AIM OF THE TASK →
Set down each line of the material that follows, exactly, with no pictures.
--- BEGIN DATASET SECTION ---
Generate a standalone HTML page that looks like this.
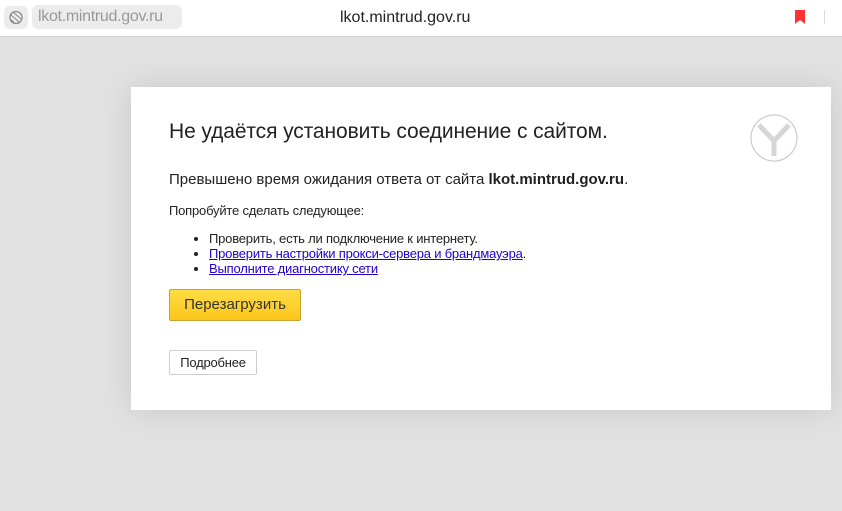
<!DOCTYPE html>
<html><head><meta charset="utf-8"><style>
*{margin:0;padding:0;box-sizing:border-box}
body{width:842px;height:511px;overflow:hidden;background:#e2e2e2;font-family:"Liberation Sans",Arial,sans-serif;position:relative}
.top{position:absolute;left:0;top:0;width:842px;height:37px;background:#fff;border-bottom:1px solid #d0d0d0}
.g{position:absolute;left:4px;top:6px;width:24px;height:23px;background:#ececec;border-radius:6px}
.u{position:absolute;left:32px;top:5px;width:150px;height:24px;background:#ececec;border-radius:6px;color:#999;font-size:16px;line-height:24px;padding-left:6px;letter-spacing:-0.3px}
.t{position:absolute;left:340px;top:9px;font-size:16px;color:#222}
.card{position:absolute;left:131px;top:87px;width:700px;height:323px;background:#fff;box-shadow:0 0 30px rgba(0,0,0,.12)}
h1{position:absolute;left:38px;top:33px;font-size:21px;font-weight:normal;color:#222;letter-spacing:-0.1px}
.p1{position:absolute;left:38px;top:84px;font-size:15px;color:#222}
.p2{position:absolute;left:38px;top:116px;font-size:13px;color:#222;letter-spacing:-0.2px}
ul{position:absolute;left:78px;top:144px;font-size:13px;line-height:15px;color:#222;letter-spacing:-0.2px}
a{color:#2200cc}
.b1{position:absolute;left:38px;top:202px;width:132px;height:32px;background:linear-gradient(#ffdd44,#fcc61a);border:1px solid #c9a433;border-radius:2px;font-size:15px;color:#333;text-align:center;line-height:30px}
.b2{position:absolute;left:38px;top:263px;width:88px;height:25px;border:1px solid #ccc;border-radius:2px;font-size:13px;color:#222;text-align:center;line-height:23px;letter-spacing:-0.2px}
</style></head><body>
<div class="top">
<div class="g"><svg width="24" height="23" viewBox="0 0 24 23"><circle cx="12" cy="11.5" r="6" fill="none" stroke="#888" stroke-width="1.3"/><path d="M7 9l8 7M9 6l8 7M6 13l4 3" stroke="#888" stroke-width="1" fill="none"/></svg></div>
<div class="u">lkot.mintrud.gov.ru</div>
<div class="t">lkot.mintrud.gov.ru</div>
<svg style="position:absolute;left:795px;top:10px" width="10" height="14"><path d="M0 0h10v14l-5-4-5 4z" fill="#f33"/></svg>
<div style="position:absolute;left:824px;top:10px;width:1px;height:14px;background:#ddd"></div>
</div>
<div class="card">
<h1>Не удаётся установить соединение с сайтом.</h1>
<svg style="position:absolute;left:619px;top:27px" width="48" height="48" viewBox="0 0 48 48"><circle cx="24" cy="24" r="23" fill="#fff" stroke="#ccc" stroke-width="1.2"/><path d="M9 11l15 16 15-16M24 27v15" stroke="#d6d6d6" stroke-width="5" fill="none"/></svg>
<div class="p1">Превышено время ожидания ответа от сайта <b>lkot.mintrud.gov.ru</b>.</div>
<div class="p2">Попробуйте сделать следующее:</div>
<ul>
<li>Проверить, есть ли подключение к интернету.</li>
<li><a href="#">Проверить настройки прокси-сервера и брандмауэра</a>.</li>
<li><a href="#">Выполните диагностику сети</a></li>
</ul>
<div class="b1">Перезагрузить</div>
<div class="b2">Подробнее</div>
</div>
</body></html>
--- END DATASET SECTION ---
TASK SOLUTION →
Generate a standalone HTML page that looks like this.
<!DOCTYPE html>
<html><head><meta charset="utf-8"><style>
*{margin:0;padding:0;box-sizing:border-box}
body{width:842px;height:511px;overflow:hidden;background:#e2e2e2;font-family:"Liberation Sans",Arial,sans-serif;position:relative}
.top{position:absolute;left:0;top:0;width:842px;height:37px;background:#fff;border-bottom:1px solid #d0d0d0}
.g{position:absolute;left:4px;top:6px;width:24px;height:23px;background:#ececec;border-radius:6px}
.u{position:absolute;left:32px;top:5px;width:150px;height:24px;background:#ececec;border-radius:6px;color:#999;font-size:16px;line-height:24px;padding-left:6px;letter-spacing:-0.3px}
.t{position:absolute;left:340px;top:9px;font-size:16px;color:#222}
.card{position:absolute;left:131px;top:87px;width:700px;height:323px;background:#fff;box-shadow:0 0 30px rgba(0,0,0,.12)}
h1{position:absolute;left:38px;top:33px;font-size:21px;font-weight:normal;color:#222;letter-spacing:-0.1px}
.p1{position:absolute;left:38px;top:84px;font-size:15px;color:#222}
.p2{position:absolute;left:38px;top:116px;font-size:13px;color:#222;letter-spacing:-0.2px}
ul{position:absolute;left:78px;top:144px;font-size:13px;line-height:15px;color:#222;letter-spacing:-0.2px}
a{color:#2200cc}
.b1{position:absolute;left:38px;top:202px;width:132px;height:32px;background:linear-gradient(#ffdd44,#fcc61a);border:1px solid #c9a433;border-radius:2px;font-size:15px;color:#333;text-align:center;line-height:30px}
.b2{position:absolute;left:38px;top:263px;width:88px;height:25px;border:1px solid #ccc;border-radius:2px;font-size:13px;color:#222;text-align:center;line-height:23px;letter-spacing:-0.2px}
</style></head><body>
<div class="top">
<div class="g"><svg width="24" height="23" viewBox="0 0 24 23"><circle cx="12" cy="11.5" r="6" fill="none" stroke="#888" stroke-width="1.3"/><path d="M7 9l8 7M9 6l8 7M6 13l4 3" stroke="#888" stroke-width="1" fill="none"/></svg></div>
<div class="u">lkot.mintrud.gov.ru</div>
<div class="t">lkot.mintrud.gov.ru</div>
<svg style="position:absolute;left:795px;top:10px" width="10" height="14"><path d="M0 0h10v14l-5-4-5 4z" fill="#f33"/></svg>
<div style="position:absolute;left:824px;top:10px;width:1px;height:14px;background:#ddd"></div>
</div>
<div class="card">
<h1>Не удаётся установить соединение с сайтом.</h1>
<svg style="position:absolute;left:619px;top:27px" width="48" height="48" viewBox="0 0 48 48"><circle cx="24" cy="24" r="23" fill="#fff" stroke="#ccc" stroke-width="1.2"/><path d="M9 11l15 16 15-16M24 27v15" stroke="#d6d6d6" stroke-width="5" fill="none"/></svg>
<div class="p1">Превышено время ожидания ответа от сайта <b>lkot.mintrud.gov.ru</b>.</div>
<div class="p2">Попробуйте сделать следующее:</div>
<ul>
<li>Проверить, есть ли подключение к интернету.</li>
<li><a href="#">Проверить настройки прокси-сервера и брандмауэра</a>.</li>
<li><a href="#">Выполните диагностику сети</a></li>
</ul>
<div class="b1">Перезагрузить</div>
<div class="b2">Подробнее</div>
</div>
</body></html>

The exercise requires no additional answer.